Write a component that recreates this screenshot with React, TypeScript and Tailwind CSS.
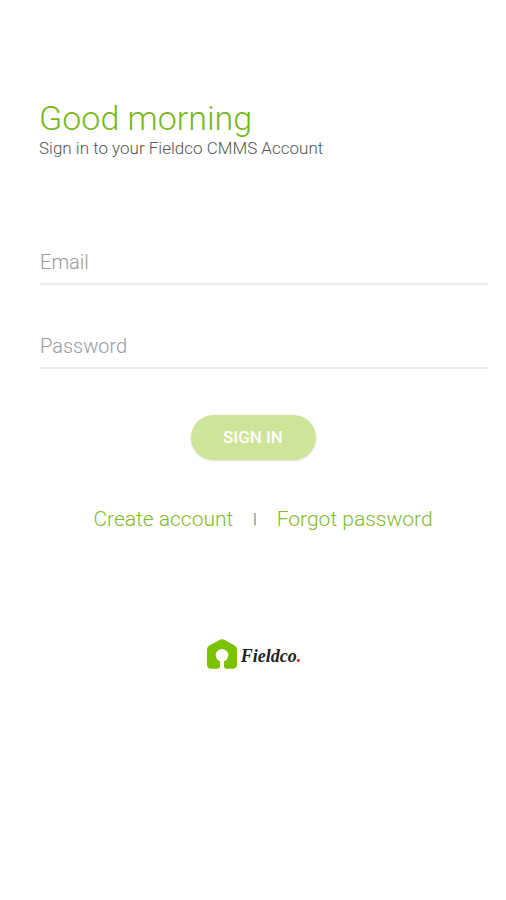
import React, { useState } from "react";

const Field: React.FunctionComponent<{
  id: string;
  label: string;
  type: string;
}> = ({ id, label, type }) => {
  const [value, setValue] = useState("");

  return (
    <div className="grid border-b-2 border-[#ebebeb] text-[20px] font-light">
      <input
        id={id}
        type={type}
        value={value}
        placeholder=" "
        onChange={(e) => setValue(e.target.value)}
        className="peer col-start-1 row-start-1 h-10 w-full bg-transparent text-gray-700 focus:outline-none"
      />
      <label
        htmlFor={id}
        className="pointer-events-none invisible col-start-1 row-start-1 self-center pb-0.5 leading-7 text-[#9a9a9a] peer-placeholder-shown:visible"
      >
        {label}
      </label>
    </div>
  );
};

const Logo: React.FunctionComponent = () => (
  <div className="flex items-center justify-center gap-1">
    <svg viewBox="0 0 30 30" className="h-[30px] w-[30px]" aria-hidden="true">
      <path
        d="M12.8 0.8Q15 -0.4 17.2 0.8L27.6 6.6Q30 8 30 10.6V25.5Q30 29.8 25.7 29.8H19.5Q17 29.8 17 27.5V22.2A6.3 6.3 0 1 0 13 22.2V27.5Q13 29.8 10.5 29.8H4.3Q0 29.8 0 25.5V10.6Q0 8 2.4 6.6Z"
        fill="#7ac200"
      />
    </svg>
    <span className="pt-1 font-['Liberation_Serif',serif] text-[18px] leading-6 font-bold text-[#222222] italic">
      Fieldco<span className="text-[#e8102a]">.</span>
    </span>
  </div>
);

export default function App() {
  return (
    <main className="min-h-screen bg-white pt-[100px] font-['Roboto',sans-serif]">
      <header className="pr-4 pl-[39px]">
        <h1 className="text-[34px] leading-9 font-light text-[#78b71b]">
          Good morning
        </h1>
        <p className="text-[17px] leading-6 font-light text-[#555555]">
          Sign in to your Fieldco CMMS Account
        </p>
      </header>

      <form onSubmit={(e) => e.preventDefault()}>
        <div className="mt-[83px] flex flex-col gap-[42px] pr-[18px] pl-10">
          <Field id="email" label="Email" type="email" />
          <Field id="password" label="Password" type="password" />
        </div>
        <button
          type="submit"
          className="mx-auto mt-[46px] block h-[45px] w-[125px] rounded-full bg-[#cde598] text-[17px] font-medium text-white shadow"
        >
          SIGN IN
        </button>
      </form>

      <div className="mt-[47px] flex items-center justify-center gap-5 pr-5 pl-10 text-[21px] leading-6 font-light text-[#7fba2a]">
        <a href="#create">Create account</a>
        <span className="text-[14px] font-normal text-[#777777]">|</span>
        <a href="#forgot">Forgot password</a>
      </div>

      <div className="mt-[108px] pl-0.5">
        <Logo />
      </div>
    </main>
  );
}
-----
Task instructions
Copy every line that contains the string "React".

Output for this task
Write a component that recreates this screenshot with React, TypeScript and Tailwind CSS.
import React, { useState } from "react";
const Field: React.FunctionComponent<{
const Logo: React.FunctionComponent = () => (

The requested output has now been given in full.